Her debut full-length Love and War was released on September 19, 2016. Songs "Breathe", "Love and War", "Soldier", "Turns You into Stone", and "Hurts Like Hell" have been featured in numerous TV shows including Outlander, Assassin's Creed, Pretty Little Liars, Finding Carter, Shadowhunters: The Mortal Instruments and The Originals, as well as the trailer for the twelfth and final season of Bones.

The song "Don't Let Me Down", off of her album Love and War was sampled by Kendrick Lamar on his song "Feel". This track appears on his 2017 album Damn

In 2018, she collaborated with producer Tommee Profitt and Mellen Gi on a cover of Linkin Park's 2001 single "In the End". As of December 2023, the video of the cover has over 1 billion views on YouTube.

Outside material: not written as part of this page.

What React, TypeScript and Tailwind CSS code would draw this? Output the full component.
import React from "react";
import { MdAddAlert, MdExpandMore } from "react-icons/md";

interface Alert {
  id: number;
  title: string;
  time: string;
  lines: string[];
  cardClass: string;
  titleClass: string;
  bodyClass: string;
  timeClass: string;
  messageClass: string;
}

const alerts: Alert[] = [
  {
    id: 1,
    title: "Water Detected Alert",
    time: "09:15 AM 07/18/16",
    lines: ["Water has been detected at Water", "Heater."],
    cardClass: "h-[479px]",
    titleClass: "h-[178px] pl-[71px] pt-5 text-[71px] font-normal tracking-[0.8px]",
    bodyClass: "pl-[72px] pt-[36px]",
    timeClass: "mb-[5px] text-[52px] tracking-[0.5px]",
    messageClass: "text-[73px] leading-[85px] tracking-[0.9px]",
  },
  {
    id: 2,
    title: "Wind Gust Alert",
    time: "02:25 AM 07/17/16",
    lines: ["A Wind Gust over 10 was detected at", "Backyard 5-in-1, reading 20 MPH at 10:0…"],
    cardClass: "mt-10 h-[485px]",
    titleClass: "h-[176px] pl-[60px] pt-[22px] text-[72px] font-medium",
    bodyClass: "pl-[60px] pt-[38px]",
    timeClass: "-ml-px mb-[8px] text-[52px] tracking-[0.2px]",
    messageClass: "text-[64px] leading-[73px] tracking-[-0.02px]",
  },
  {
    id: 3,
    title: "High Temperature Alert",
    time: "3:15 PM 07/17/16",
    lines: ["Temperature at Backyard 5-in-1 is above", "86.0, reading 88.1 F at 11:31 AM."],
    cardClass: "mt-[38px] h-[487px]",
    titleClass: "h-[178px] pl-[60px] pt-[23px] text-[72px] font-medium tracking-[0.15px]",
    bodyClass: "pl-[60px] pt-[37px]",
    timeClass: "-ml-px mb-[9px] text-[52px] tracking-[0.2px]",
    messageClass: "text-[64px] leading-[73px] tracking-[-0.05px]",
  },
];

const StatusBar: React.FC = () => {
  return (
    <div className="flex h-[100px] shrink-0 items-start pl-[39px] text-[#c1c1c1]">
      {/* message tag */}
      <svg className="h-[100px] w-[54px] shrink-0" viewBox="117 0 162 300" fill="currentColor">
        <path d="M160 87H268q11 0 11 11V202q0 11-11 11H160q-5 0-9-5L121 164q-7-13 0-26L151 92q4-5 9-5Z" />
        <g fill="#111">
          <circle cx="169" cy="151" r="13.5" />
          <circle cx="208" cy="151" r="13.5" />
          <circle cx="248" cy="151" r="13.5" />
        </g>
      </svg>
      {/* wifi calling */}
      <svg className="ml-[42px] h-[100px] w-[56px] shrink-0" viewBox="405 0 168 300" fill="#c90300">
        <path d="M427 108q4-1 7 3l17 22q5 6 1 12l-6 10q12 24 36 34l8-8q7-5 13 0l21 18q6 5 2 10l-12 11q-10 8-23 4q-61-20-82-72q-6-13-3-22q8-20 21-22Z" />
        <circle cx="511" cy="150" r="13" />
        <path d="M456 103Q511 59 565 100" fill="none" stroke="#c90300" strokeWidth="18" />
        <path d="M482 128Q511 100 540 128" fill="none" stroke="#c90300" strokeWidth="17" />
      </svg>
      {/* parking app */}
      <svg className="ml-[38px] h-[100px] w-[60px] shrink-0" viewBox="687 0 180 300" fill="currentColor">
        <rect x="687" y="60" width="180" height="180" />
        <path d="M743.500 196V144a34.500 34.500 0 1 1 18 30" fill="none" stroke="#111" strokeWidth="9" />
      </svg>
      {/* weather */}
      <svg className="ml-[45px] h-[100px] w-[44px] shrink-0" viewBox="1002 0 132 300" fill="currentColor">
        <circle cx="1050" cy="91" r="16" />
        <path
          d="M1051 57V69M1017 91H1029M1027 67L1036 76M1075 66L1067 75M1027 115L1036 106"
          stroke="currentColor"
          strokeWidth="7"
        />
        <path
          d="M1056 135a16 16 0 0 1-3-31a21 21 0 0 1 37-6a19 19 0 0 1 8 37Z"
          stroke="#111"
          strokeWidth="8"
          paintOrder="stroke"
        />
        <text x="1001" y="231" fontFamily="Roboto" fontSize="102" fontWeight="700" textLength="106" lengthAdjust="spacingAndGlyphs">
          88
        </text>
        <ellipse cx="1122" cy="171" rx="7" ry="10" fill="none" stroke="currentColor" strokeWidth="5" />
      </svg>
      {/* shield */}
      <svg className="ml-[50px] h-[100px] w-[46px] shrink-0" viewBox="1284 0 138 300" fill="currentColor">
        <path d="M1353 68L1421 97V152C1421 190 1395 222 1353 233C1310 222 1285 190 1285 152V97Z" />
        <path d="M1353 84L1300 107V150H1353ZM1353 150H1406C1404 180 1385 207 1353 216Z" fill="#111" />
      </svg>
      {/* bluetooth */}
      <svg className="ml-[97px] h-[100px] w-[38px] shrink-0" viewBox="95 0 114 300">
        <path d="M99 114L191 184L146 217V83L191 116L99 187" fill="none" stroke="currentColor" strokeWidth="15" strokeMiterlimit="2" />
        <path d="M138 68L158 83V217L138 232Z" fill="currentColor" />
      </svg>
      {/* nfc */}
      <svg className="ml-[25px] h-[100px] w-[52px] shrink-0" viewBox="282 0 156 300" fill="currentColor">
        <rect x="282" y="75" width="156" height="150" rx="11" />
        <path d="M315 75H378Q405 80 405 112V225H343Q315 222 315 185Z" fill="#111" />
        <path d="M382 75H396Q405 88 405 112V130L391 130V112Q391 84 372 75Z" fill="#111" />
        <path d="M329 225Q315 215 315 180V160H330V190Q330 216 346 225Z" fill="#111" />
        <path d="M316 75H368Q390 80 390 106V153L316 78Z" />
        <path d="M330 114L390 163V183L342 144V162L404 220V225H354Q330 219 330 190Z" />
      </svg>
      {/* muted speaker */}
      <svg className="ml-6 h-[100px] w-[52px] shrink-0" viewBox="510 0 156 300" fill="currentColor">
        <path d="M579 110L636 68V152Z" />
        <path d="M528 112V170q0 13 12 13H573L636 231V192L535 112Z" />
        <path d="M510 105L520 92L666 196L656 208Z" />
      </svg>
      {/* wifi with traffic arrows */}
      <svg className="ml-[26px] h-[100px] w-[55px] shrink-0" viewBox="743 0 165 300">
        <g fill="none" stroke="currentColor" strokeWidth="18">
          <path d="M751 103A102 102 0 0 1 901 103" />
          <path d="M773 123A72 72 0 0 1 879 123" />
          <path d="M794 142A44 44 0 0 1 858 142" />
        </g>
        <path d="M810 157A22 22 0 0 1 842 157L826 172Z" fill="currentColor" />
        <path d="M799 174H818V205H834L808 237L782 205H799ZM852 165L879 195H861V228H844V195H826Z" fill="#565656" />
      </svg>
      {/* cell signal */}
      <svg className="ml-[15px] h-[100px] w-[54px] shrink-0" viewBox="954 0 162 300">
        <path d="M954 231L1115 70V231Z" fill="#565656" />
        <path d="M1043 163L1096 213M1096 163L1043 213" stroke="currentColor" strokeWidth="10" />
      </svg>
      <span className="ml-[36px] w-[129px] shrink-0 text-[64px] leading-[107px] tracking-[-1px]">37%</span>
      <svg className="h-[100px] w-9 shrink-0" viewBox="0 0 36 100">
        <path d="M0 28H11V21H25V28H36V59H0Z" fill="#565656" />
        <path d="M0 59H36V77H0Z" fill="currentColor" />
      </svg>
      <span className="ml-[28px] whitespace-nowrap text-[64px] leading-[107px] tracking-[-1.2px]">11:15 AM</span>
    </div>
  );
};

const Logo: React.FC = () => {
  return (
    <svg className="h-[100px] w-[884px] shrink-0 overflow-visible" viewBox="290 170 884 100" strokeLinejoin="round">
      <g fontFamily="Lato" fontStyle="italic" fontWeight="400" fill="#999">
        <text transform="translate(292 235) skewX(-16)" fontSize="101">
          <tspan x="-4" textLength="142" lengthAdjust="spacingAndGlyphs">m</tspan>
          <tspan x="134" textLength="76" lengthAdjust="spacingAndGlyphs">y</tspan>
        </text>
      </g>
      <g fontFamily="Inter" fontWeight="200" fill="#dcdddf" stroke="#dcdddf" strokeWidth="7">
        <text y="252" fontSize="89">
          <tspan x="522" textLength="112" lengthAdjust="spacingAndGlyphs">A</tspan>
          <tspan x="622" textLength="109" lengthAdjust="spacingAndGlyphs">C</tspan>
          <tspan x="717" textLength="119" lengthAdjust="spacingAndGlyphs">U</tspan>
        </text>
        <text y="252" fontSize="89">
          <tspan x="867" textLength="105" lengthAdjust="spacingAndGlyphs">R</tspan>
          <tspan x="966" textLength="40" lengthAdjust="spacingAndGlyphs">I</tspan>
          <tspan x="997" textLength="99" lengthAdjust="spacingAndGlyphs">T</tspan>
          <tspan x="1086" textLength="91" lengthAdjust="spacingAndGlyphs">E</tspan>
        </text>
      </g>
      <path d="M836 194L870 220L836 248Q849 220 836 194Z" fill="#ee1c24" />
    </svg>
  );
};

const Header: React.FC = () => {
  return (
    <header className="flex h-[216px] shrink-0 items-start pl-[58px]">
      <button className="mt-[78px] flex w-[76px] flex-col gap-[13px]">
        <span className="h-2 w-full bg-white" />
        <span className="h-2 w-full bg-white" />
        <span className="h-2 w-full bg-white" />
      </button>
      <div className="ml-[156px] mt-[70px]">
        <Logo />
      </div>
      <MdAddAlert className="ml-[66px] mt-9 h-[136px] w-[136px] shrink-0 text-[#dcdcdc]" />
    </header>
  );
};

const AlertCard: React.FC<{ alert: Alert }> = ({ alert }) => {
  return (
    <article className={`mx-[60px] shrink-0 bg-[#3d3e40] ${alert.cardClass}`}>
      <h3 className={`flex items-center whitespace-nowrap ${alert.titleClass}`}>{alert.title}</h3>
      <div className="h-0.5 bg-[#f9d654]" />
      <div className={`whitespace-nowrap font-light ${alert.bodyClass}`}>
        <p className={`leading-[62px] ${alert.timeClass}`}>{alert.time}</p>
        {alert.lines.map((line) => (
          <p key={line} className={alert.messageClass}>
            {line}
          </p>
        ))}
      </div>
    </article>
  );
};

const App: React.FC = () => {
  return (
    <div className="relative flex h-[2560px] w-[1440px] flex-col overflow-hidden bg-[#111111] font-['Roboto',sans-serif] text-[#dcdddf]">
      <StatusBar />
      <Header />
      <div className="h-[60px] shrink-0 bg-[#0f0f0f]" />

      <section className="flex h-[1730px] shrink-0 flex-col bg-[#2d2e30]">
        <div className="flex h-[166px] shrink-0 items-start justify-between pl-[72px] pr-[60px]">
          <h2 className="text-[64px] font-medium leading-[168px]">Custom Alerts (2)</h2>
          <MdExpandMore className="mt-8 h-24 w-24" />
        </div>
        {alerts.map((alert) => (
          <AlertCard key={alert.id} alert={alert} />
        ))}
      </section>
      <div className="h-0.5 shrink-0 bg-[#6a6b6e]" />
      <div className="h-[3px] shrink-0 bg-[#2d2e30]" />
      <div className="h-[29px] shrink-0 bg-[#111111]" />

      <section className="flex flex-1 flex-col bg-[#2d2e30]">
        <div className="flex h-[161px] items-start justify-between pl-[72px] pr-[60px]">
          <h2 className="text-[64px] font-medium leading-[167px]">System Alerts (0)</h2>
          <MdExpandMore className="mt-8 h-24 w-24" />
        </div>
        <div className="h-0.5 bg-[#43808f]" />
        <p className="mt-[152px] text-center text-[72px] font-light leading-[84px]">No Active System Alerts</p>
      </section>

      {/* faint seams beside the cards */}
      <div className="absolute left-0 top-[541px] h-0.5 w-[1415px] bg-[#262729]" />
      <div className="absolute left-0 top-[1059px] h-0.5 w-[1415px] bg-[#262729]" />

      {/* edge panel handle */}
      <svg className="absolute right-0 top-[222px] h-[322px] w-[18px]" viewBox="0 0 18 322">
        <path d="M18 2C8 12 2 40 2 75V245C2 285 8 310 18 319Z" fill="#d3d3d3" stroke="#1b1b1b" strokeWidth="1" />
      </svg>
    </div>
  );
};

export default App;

In 2018, she collaborated with electronic pop artist Ruelle on her song "Carry You" which was used in Shadowhunters.

On August 17, 2018 Fleurie released her second full-length album, Portals. Her song, Out of the Blue was featured on S15 Premiere, E1 of Grey's Anatomy on September 27, 2018.

In 2019 Fleurie's song "Love and War" was featured as the theme song for the True Crime podcast "To Live and Die in LA". A cover was then used in Westworld in 2022, but it does not appear on the Season 4 OST.

On April 30, 2020, "Breathe" was remixed by the Riot Music Team for the official launch video of Riot Games's Legends of Runeterra.

On September 25, 2020, "Soldier" was used in the Disney+ original film, Secret Society of Second-Born Royals.

On November 12, 2020, "Hurricane" was used as theme song for the trailer of "Black Beauty" by Disney+.

Fleurie announced on June 1, 2021 on Instagram that she's opening for Colony House as part of a North American tour.

On June 16, 2023, Fleurie released her third full-length album, Supertropicali.

==Discography==

List of Albums
| Title | Album details |
|---|---|
| Fly (as Lauren Strahm) | Released: 2011 Format: CD/digital download Label: Independently released |
| Love and War | Released: 2016 Format: CD/Vinyl Record/digital download Label: Fleurieland Records |
| Portals | Released: 2018 Format: CD/Vinyl Record/digital download Label: Fleurieland Records |
| Supertropicali | Released: 2023 Format: CD/digital download Label: Fleurieland Records |

List of EPs
| Title | EP Details |
|---|---|
| Fear & Fable | Released: 2013 Format: digital download Label: Fleurieland Records |
| Arrows | Released: 2015 Format: digital download Label: Fleurieland Records |
| Portals: The B-Sides | Released: 2019 Format: digital download Label: Fleurieland Records |
| Greetings from Supertropicali (Chapter 1) | Released: 2022 Format: digital download Label: Fleurieland Records |
| It's Always Summer in Supertropicali (Chapter 2) | Released: 2022 Format: digital download Label: Fleurieland Records |

List of singles as featured artist
| Title | Year | Album |
|---|---|---|
| "Silent Night" (Tommee Profitt, ft Fleurie) | 2020 | The King is Born |
| "Carry You" (Ruelle ft. Fleurie) | 2018 | Non-album single |
| "In The End" [Mellen Gi & Tommee Profitt Remix] (feat. Fleurie) (Linkin Park Cover) | 2018 | Non-album single |
| "Be A Witness" (Unsecret ft. Fleurie) | 2018 | Vision – EP |
| "Wolves" (Three Kings$ ft. Ashilee Ashilee & Fleurie) | 2017 | One Crown 5 |
| "King of Diamonds" (Horace Holloway ft. Fleurie) | 2016 | Tin Foil Stars – EP |
| "Crystalize" (Aron Wright ft. Fleurie) | 2015 | Non-album single |
| "Mansion" (NF ft. Fleurie) | 2015 | Mansion |

==Personal life==
On February 16, 2023, Fleurie announced her engagement to fellow musician, Jordan Sloat. They married on July 22, 2023 in Nashville, Tennessee.